Di reti si è parlato sempre al plurale. Non c’è solo Internet, c’è un uso straordinario degli SMS, c’è Facebook, c’è l’idea che all’attivista va fornito un kit di strumenti di intervento con cui potranno organizzarsi riunioni fra vicini, negli immensi suburbi delle città americane, rivitalizzando strumenti della comunicazione politica novecentesca e anche le catene di Sant’Antonio, e riuscendo a raccogliere una quantità immensa di denaro non con i soliti pranzi elettorali a pagamento per Vip ma attraverso versamenti minuscoli di milioni di persone, in gran parte effettuati in rete. E poi c’è quello che Obama è riuscito a evitare: la comunicazione farraginosa di Hillary Clinton, o i tristi comizi virtuali in Second Life durante le presidenziali francesi di appena un anno fa.

 

Ha dunque qualche senso affermare (quante volte l’abbiamo letto sui giornali) che Franklin Delano Roosevelt è stato il presidente della radio, John Kennedy della televisione e Obama di Internet, ma molti distinguo sono necessari. Kennedy si rivolgeva per televisione alla grande platea dei cittadini, invitandoli a votare per lui anche grazie al fascino personale. Obama usa le reti in modo interattivo, a due vie, e per giunta si fonda sulle loro grandi capacità di replicazione, per produrre attivismo elettorale. E’ stato notato che in qualche misura Obama ha ripercorso in linguaggio digitale vecchie forme di militanza politica (proselitismo, sottoscrizione ecc.) che la televisione, e la politica-spettacolo, sembravano aver mandato in soffitta.

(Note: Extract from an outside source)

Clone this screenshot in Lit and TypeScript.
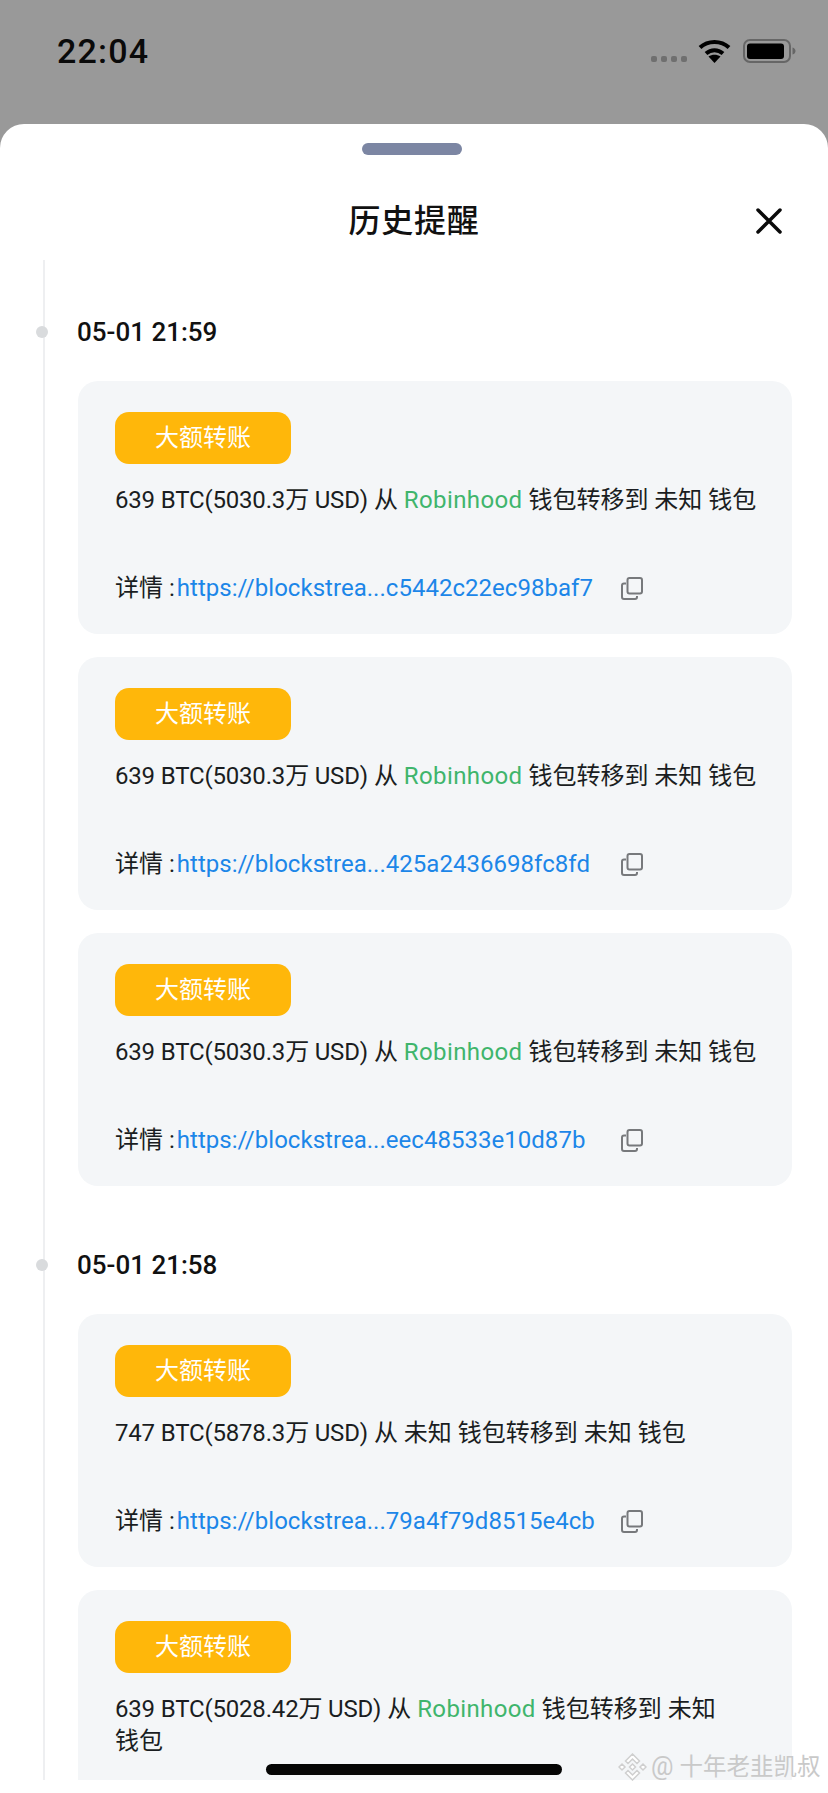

Forse in un futuro i cinquant’anni della tv (il duello Nixon-Kennedy era del 1960) ci appariranno un periodo in cui una politica “spettatoriale” aveva preso il posto di quella agita attraverso la partecipazione diretta. Un periodo definitivamente chiuso da nuove forme di mobilitazione mediate dalle reti. Almeno negli Stati Uniti. Qui, in Italia, sembra presto per farlo e può essere un buon alibi dare la colpa al digital divide, all’insufficienza delle reti a larga banda, ad un certo analfabetismo digitale che permane. Ma è solo un alibi; in realtà abbiamo tutti molto da imparare.